Virtual vs Physical Crypto Cards: Pros and Cons

A direct comparison of virtual and physical crypto cards — when each type makes sense and why most users should start with virtual.

The virtual vs physical debate is simpler than it appears. The right choice depends on how you actually spend.

Virtual Cards

Virtual cards are issued instantly as a card number, expiry, and CVV. No physical object, no shipping, no waiting.

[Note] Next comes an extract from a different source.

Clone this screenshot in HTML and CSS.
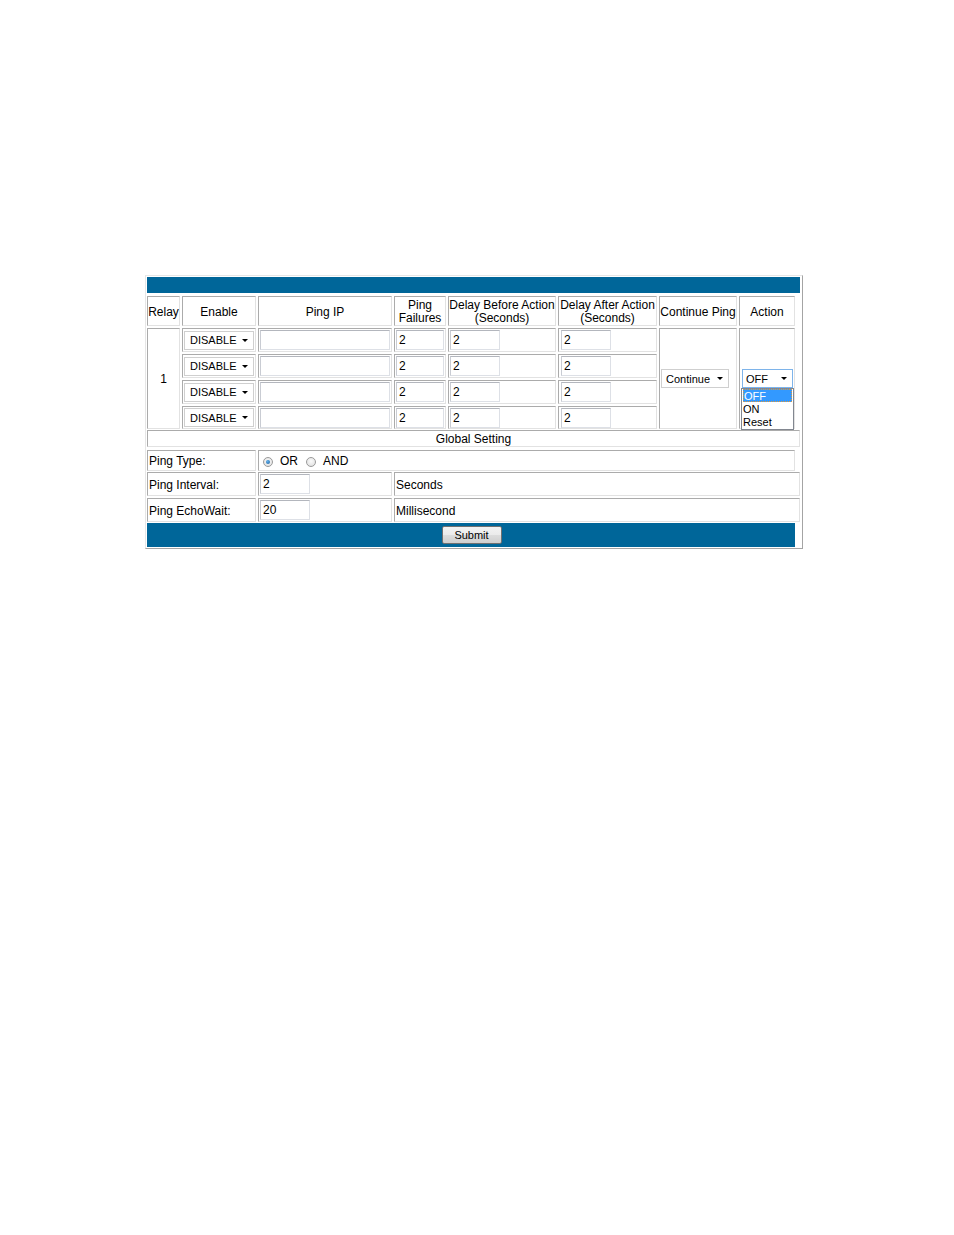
FILE: index.html
```html
<!DOCTYPE html>
<html>
<head>
<meta charset="utf-8">
<link rel="stylesheet" href="styles.css">
</head>
<body>
<div class="frame">
  <div class="bar top-bar"></div>

  <div class="relay">
    <div class="cell head">Relay</div>
    <div class="cell head">Enable</div>
    <div class="cell head">Ping IP</div>
    <div class="cell head">Ping<br>Failures</div>
    <div class="cell head">Delay Before Action<br>(Seconds)</div>
    <div class="cell head">Delay After Action<br>(Seconds)</div>
    <div class="cell head">Continue Ping</div>
    <div class="cell head">Action</div>

    <div class="cell relay-num">1</div>
    <div class="cell cont-cell"><span class="sel sel-cont">Continue</span></div>
    <div class="cell act-cell">
      <div class="act-wrap">
        <span class="sel sel-act">OFF</span>
        <ul class="droplist">
          <li class="picked">OFF</li>
          <li>ON</li>
          <li>Reset</li>
        </ul>
      </div>
    </div>

    <div class="cell"><span class="sel sel-en">DISABLE</span></div>
    <div class="cell"><span class="field f-ip"></span></div>
    <div class="cell"><span class="field f-num">2</span></div>
    <div class="cell"><span class="field f-num">2</span></div>
    <div class="cell"><span class="field f-num f-after">2</span></div>

    <div class="cell"><span class="sel sel-en">DISABLE</span></div>
    <div class="cell"><span class="field f-ip"></span></div>
    <div class="cell"><span class="field f-num">2</span></div>
    <div class="cell"><span class="field f-num">2</span></div>
    <div class="cell"><span class="field f-num f-after">2</span></div>

    <div class="cell"><span class="sel sel-en">DISABLE</span></div>
    <div class="cell"><span class="field f-ip"></span></div>
    <div class="cell"><span class="field f-num">2</span></div>
    <div class="cell"><span class="field f-num">2</span></div>
    <div class="cell"><span class="field f-num f-after">2</span></div>

    <div class="cell"><span class="sel sel-en">DISABLE</span></div>
    <div class="cell"><span class="field f-ip"></span></div>
    <div class="cell"><span class="field f-num">2</span></div>
    <div class="cell"><span class="field f-num">2</span></div>
    <div class="cell"><span class="field f-num f-after">2</span></div>
  </div>

  <div class="cell global text-cell">Global Setting</div>

  <div class="row-type">
    <div class="cell label text-cell">Ping Type:</div>
    <div class="cell radios text-cell">
      <span class="radio checked"></span><span class="rlabel">OR</span>
      <span class="radio"></span><span class="rlabel">AND</span>
    </div>
  </div>

  <div class="row-set">
    <div class="cell label text-cell">Ping Interval:</div>
    <div class="cell"><span class="field f-num">2</span></div>
    <div class="cell label text-cell">Seconds</div>
  </div>

  <div class="row-set">
    <div class="cell label text-cell">Ping EchoWait:</div>
    <div class="cell"><span class="field f-num">20</span></div>
    <div class="cell label text-cell">Millisecond</div>
  </div>

  <div class="bar bottom-bar"><button class="submit" type="button">Submit</button></div>
</div>
</body>
</html>
```

FILE: styles.css
```css
html, body {
  margin: 0;
  padding: 0;
  background: #ffffff;
}

body {
  font-family: "Liberation Sans", Arial, sans-serif;
  font-size: 12px;
  color: #000;
}

.frame {
  box-sizing: border-box;
  width: 658px;
  margin: 275px 0 0 145px;
  padding: 1px 0 1px 1px;
  border: 1px solid;
  border-color: #e6e6e6 #a4a4a4 #a4a4a4 #e6e6e6;
}

.bar {
  background: #006699;
}

.top-bar {
  width: 653px;
  height: 16px;
}

.cell {
  box-sizing: border-box;
  border: 1px solid;
  border-color: #ababab #e2e2e2 #e2e2e2 #ababab;
  display: flex;
  align-items: center;
  padding: 0 1px;
  font-size: 12px;
  line-height: 13px;
  white-space: nowrap;
}

.text-cell,
.head,
.relay-num {
  padding-top: 2px;
}

.relay {
  display: grid;
  margin-top: 3px;
  grid-template-columns: 33px 74px 134px 52px 108px 99px 78px 56px;
  grid-template-rows: 30px 24px 24px 24px 23px;
  column-gap: 2px;
  row-gap: 2px;
}

.head {
  justify-content: center;
  text-align: center;
}

.relay-num {
  grid-column: 1;
  grid-row: 2 / span 4;
  justify-content: center;
}

.cont-cell {
  grid-column: 7;
  grid-row: 2 / span 4;
}

.act-cell {
  grid-column: 8;
  grid-row: 2 / span 4;
  padding-left: 2px;
}

.act-wrap {
  position: relative;
}

.sel {
  box-sizing: border-box;
  position: relative;
  display: flex;
  align-items: center;
  height: 19px;
  border: 1px solid #cfcfcf;
  background: #fff;
  font-size: 11px;
  padding-left: 5px;
  padding-top: 1px;
}

.sel::after {
  content: "";
  position: absolute;
  right: 5px;
  top: 7px;
  border-left: 3px solid transparent;
  border-right: 3px solid transparent;
  border-top: 3px solid #000;
}

.sel-en {
  width: 71px;
}

.sel-cont {
  width: 68px;
  padding-left: 4px;
}

.sel-act {
  width: 51px;
  padding-left: 3px;
  border-color: #7eb4ea;
}

.droplist {
  position: absolute;
  left: -1px;
  top: 19px;
  box-sizing: border-box;
  width: 53px;
  height: 42px;
  margin: 0;
  padding: 0;
  list-style: none;
  border: 1px solid #828790;
  background: #fff;
  font-size: 11px;
  line-height: 14px;
}

.droplist li {
  padding-left: 1px;
  height: 13px;
}

.droplist li.picked {
  background: #3399ff;
  color: #fff;
  outline: 1px dotted #e09a3c;
  outline-offset: -1px;
  margin: 0 1px;
}

.field {
  box-sizing: border-box;
  display: flex;
  align-items: center;
  height: 20px;
  border: 1px solid #dde0e6;
  border-top-color: #b3b6bd;
  border-left-color: #c9ccd3;
  background: #fff;
  font-size: 12px;
  padding-left: 2px;
  padding-top: 1px;
}

.f-ip {
  width: 131px;
}

.f-num {
  width: 50px;
}

.f-after {
  margin-left: 1px;
}

.global {
  width: 653px;
  height: 17px;
  margin-top: 1px;
  justify-content: center;
}

.row-type {
  display: grid;
  grid-template-columns: 109px 537px;
  column-gap: 2px;
  height: 21px;
  margin-top: 3px;
}

.row-set {
  display: grid;
  grid-template-columns: 109px 134px 406px;
  column-gap: 2px;
  height: 24px;
  margin-top: 1px;
}

.row-set + .row-set {
  margin-top: 2px;
}

.label {
  padding-left: 1px;
}

.radios {
  padding-left: 4px;
}

.radio {
  box-sizing: border-box;
  display: inline-block;
  width: 10px;
  height: 10px;
  border-radius: 50%;
  border: 1px solid #9a9a9a;
  background: radial-gradient(circle at 50% 40%, #fafafa 0%, #dcdcdc 100%);
  position: relative;
}

.radio.checked::after {
  content: "";
  position: absolute;
  left: 2px;
  top: 2px;
  width: 4px;
  height: 4px;
  border-radius: 50%;
  background: radial-gradient(circle at 40% 35%, #5fb0ec 0%, #1c5f9e 100%);
}

.rlabel {
  margin-left: 7px;
  margin-right: 8px;
}

.bottom-bar {
  width: 648px;
  height: 24px;
  margin-top: 1px;
  display: flex;
  align-items: center;
  justify-content: center;
}

.submit {
  box-sizing: border-box;
  width: 60px;
  height: 18px;
  margin: 0 0 0 1px;
  padding: 0;
  border: 1px solid #707070;
  border-radius: 2px;
  background: linear-gradient(#f3f3f3 0%, #ebebeb 50%, #dddddd 51%, #cfcfcf 100%);
  font-family: "Liberation Sans", Arial, sans-serif;
  font-size: 11px;
  color: #000;
  line-height: 16px;
}
```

Where they excel: - Online purchases — the primary use case for most crypto card users - Subscription management — create separate cards for different services, cancel one without affecting others - Privacy — generate disposable numbers that limit exposure per merchant - Speed — usable within seconds of creation

Where they fall short: - No tap-to-pay at physical terminals - No ATM cash withdrawals - A small number of online merchants reject cards without a physical counterpart (rare, but it happens with certain travel bookings)

Physical Cards

A physical card shipped to your address, typically with contactless NFC.

Where they excel: - In-store purchases worldwide - ATM withdrawals in local currency - Hotel check-ins and car rentals that require a physical card

Where they fall short: - Shipping takes 1-3 weeks depending on your location - Can be lost, stolen, or skimmed - Higher issuance fees ($5-$25 typically) - Usually limited to one per account

The Practical Strategy

Start with a virtual card. It covers the vast majority of spending scenarios and you can use it within a minute of signing up. Add a physical card later if you find yourself regularly needing in-store purchasing power. Most services let you link both to a single account balance.